_Set exercise_
Drop every picture, then transcribe the remaining data exactly.

_Given information_
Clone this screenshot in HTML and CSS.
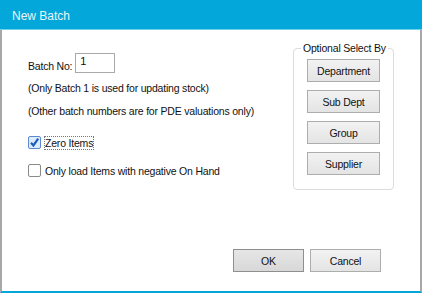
FILE: index.html
```html
<!DOCTYPE html>
<html>
<head>
<meta charset="utf-8">
<title>New Batch</title>
<link rel="stylesheet" href="styles.css">
</head>
<body>
<div class="dialog">
	<div class="titlebar">New Batch</div>
	<div class="client">
		<div class="main">
			<div class="left">
				<div class="batch">
					<span>Batch No:</span>
					<span class="edit">1</span>
				</div>
				<div class="note">(Only Batch 1 is used for updating stock)</div>
				<div class="note">(Other batch numbers are for PDE valuations only)</div>
				<div class="check first">
					<span class="box checked">
						<svg width="11" height="11" viewBox="0 0 11 11"><path d="M2 5.8 L4.4 8.4 L9.2 1.6" fill="none" stroke="#1f5fb4" stroke-width="2.2"/></svg>
					</span>
					<span class="focus">Zero Items</span>
				</div>
				<div class="check">
					<span class="box"></span>
					<span>Only load Items with negative On Hand</span>
				</div>
			</div>
			<fieldset class="group">
				<legend>Optional Select By</legend>
				<button class="btn">Department</button>
				<button class="btn">Sub Dept</button>
				<button class="btn">Group</button>
				<button class="btn">Supplier</button>
			</fieldset>
		</div>
		<div class="footer">
			<button class="btn wide default">OK</button>
			<button class="btn wide">Cancel</button>
		</div>
	</div>
</div>
</body>
</html>
```

FILE: styles.css
```css
* {
font-family: "Liberation Sans", Arial, sans-serif;
box-sizing: border-box;
}
body {
margin: 0;
background: #fff;
}
.dialog {
width: 422px;
height: 293px;
display: flex;
flex-direction: column;
}
.titlebar {
height: 30px;
background: #03a7d9;
border-bottom: 1px solid #6fd0ee;
color: #e8f6fb;
font-size: 12px;
padding: 9px 0 0 12px;
}
.client {
flex: 1;
border-left: 2px solid #a8a8a8;
border-right: 2px solid #a8a8a8;
border-bottom: 2px solid #03a7d9;
display: flex;
flex-direction: column;
}
.main {
display: flex;
justify-content: space-between;
padding: 12px 26px 0 26px;
}
.left {
padding-top: 11px;
font-size: 10.5px;
letter-spacing: -0.2px;
color: #111;
}
.batch {
display: flex;
align-items: center;
gap: 3px;
height: 20px;
}
.batch span:first-child {
padding-top: 6px;
}
.edit {
width: 40px;
height: 20px;
border: 1px solid #a9a9a9;
padding: 0 0 0 4px;
font-size: 11px;
line-height: 15px;
}
.note {
margin-top: 8px;
line-height: 15px;
}
.check {
display: flex;
align-items: center;
gap: 4px;
margin-top: 15px;
height: 13px;
}
.check.first {
margin-top: 17px;
}
.box {
width: 13px;
height: 13px;
border: 1px solid #8a8a8a;
border-radius: 2px;
background: #fff;
display: flex;
align-items: center;
justify-content: center;
}
.box.checked {
background: #dcecfc;
border-color: #5a8ad0;
}
.focus {
outline: 1px dotted #777;
outline-offset: 0;
}
.group {
width: 101px;
height: 148px;
margin: 0;
padding: 5px 0 0 0;
border: 1px solid #dcdcdc;
border-radius: 4px;
display: flex;
flex-direction: column;
align-items: center;
gap: 8px;
}
.group legend {
font-size: 10.5px;
letter-spacing: -0.2px;
color: #111;
padding: 0 2px;
margin-left: 7px;
}
.btn {
width: 73px;
height: 23px;
border: 1px solid #adadad;
background: linear-gradient(#f2f2f2, #e4e4e4);
font-size: 10.5px;
letter-spacing: -0.2px;
color: #111;
padding: 0;
}
.footer {
margin-top: auto;
display: flex;
justify-content: flex-end;
gap: 6px;
padding: 0 39px 19px 0;
}
.btn.wide {
width: 71px;
}
.btn.default {
border-color: #8f8f8f;
background: linear-gradient(#e6e6e6, #d8d8d8);
}
```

_Reply_
Clone this screenshot in HTML and CSS.
FILE: index.html
```html
<!DOCTYPE html>
<html>
<head>
<meta charset="utf-8">
<title>New Batch</title>
<link rel="stylesheet" href="styles.css">
</head>
<body>
<div class="dialog">
	<div class="titlebar">New Batch</div>
	<div class="client">
		<div class="main">
			<div class="left">
				<div class="batch">
					<span>Batch No:</span>
					<span class="edit">1</span>
				</div>
				<div class="note">(Only Batch 1 is used for updating stock)</div>
				<div class="note">(Other batch numbers are for PDE valuations only)</div>
				<div class="check first">
					<span class="box checked">
						<svg width="11" height="11" viewBox="0 0 11 11"><path d="M2 5.8 L4.4 8.4 L9.2 1.6" fill="none" stroke="#1f5fb4" stroke-width="2.2"/></svg>
					</span>
					<span class="focus">Zero Items</span>
				</div>
				<div class="check">
					<span class="box"></span>
					<span>Only load Items with negative On Hand</span>
				</div>
			</div>
			<fieldset class="group">
				<legend>Optional Select By</legend>
				<button class="btn">Department</button>
				<button class="btn">Sub Dept</button>
				<button class="btn">Group</button>
				<button class="btn">Supplier</button>
			</fieldset>
		</div>
		<div class="footer">
			<button class="btn wide default">OK</button>
			<button class="btn wide">Cancel</button>
		</div>
	</div>
</div>
</body>
</html>
```

FILE: styles.css
```css
* {
font-family: "Liberation Sans", Arial, sans-serif;
box-sizing: border-box;
}
body {
margin: 0;
background: #fff;
}
.dialog {
width: 422px;
height: 293px;
display: flex;
flex-direction: column;
}
.titlebar {
height: 30px;
background: #03a7d9;
border-bottom: 1px solid #6fd0ee;
color: #e8f6fb;
font-size: 12px;
padding: 9px 0 0 12px;
}
.client {
flex: 1;
border-left: 2px solid #a8a8a8;
border-right: 2px solid #a8a8a8;
border-bottom: 2px solid #03a7d9;
display: flex;
flex-direction: column;
}
.main {
display: flex;
justify-content: space-between;
padding: 12px 26px 0 26px;
}
.left {
padding-top: 11px;
font-size: 10.5px;
letter-spacing: -0.2px;
color: #111;
}
.batch {
display: flex;
align-items: center;
gap: 3px;
height: 20px;
}
.batch span:first-child {
padding-top: 6px;
}
.edit {
width: 40px;
height: 20px;
border: 1px solid #a9a9a9;
padding: 0 0 0 4px;
font-size: 11px;
line-height: 15px;
}
.note {
margin-top: 8px;
line-height: 15px;
}
.check {
display: flex;
align-items: center;
gap: 4px;
margin-top: 15px;
height: 13px;
}
.check.first {
margin-top: 17px;
}
.box {
width: 13px;
height: 13px;
border: 1px solid #8a8a8a;
border-radius: 2px;
background: #fff;
display: flex;
align-items: center;
justify-content: center;
}
.box.checked {
background: #dcecfc;
border-color: #5a8ad0;
}
.focus {
outline: 1px dotted #777;
outline-offset: 0;
}
.group {
width: 101px;
height: 148px;
margin: 0;
padding: 5px 0 0 0;
border: 1px solid #dcdcdc;
border-radius: 4px;
display: flex;
flex-direction: column;
align-items: center;
gap: 8px;
}
.group legend {
font-size: 10.5px;
letter-spacing: -0.2px;
color: #111;
padding: 0 2px;
margin-left: 7px;
}
.btn {
width: 73px;
height: 23px;
border: 1px solid #adadad;
background: linear-gradient(#f2f2f2, #e4e4e4);
font-size: 10.5px;
letter-spacing: -0.2px;
color: #111;
padding: 0;
}
.footer {
margin-top: auto;
display: flex;
justify-content: flex-end;
gap: 6px;
padding: 0 39px 19px 0;
}
.btn.wide {
width: 71px;
}
.btn.default {
border-color: #8f8f8f;
background: linear-gradient(#e6e6e6, #d8d8d8);
}
```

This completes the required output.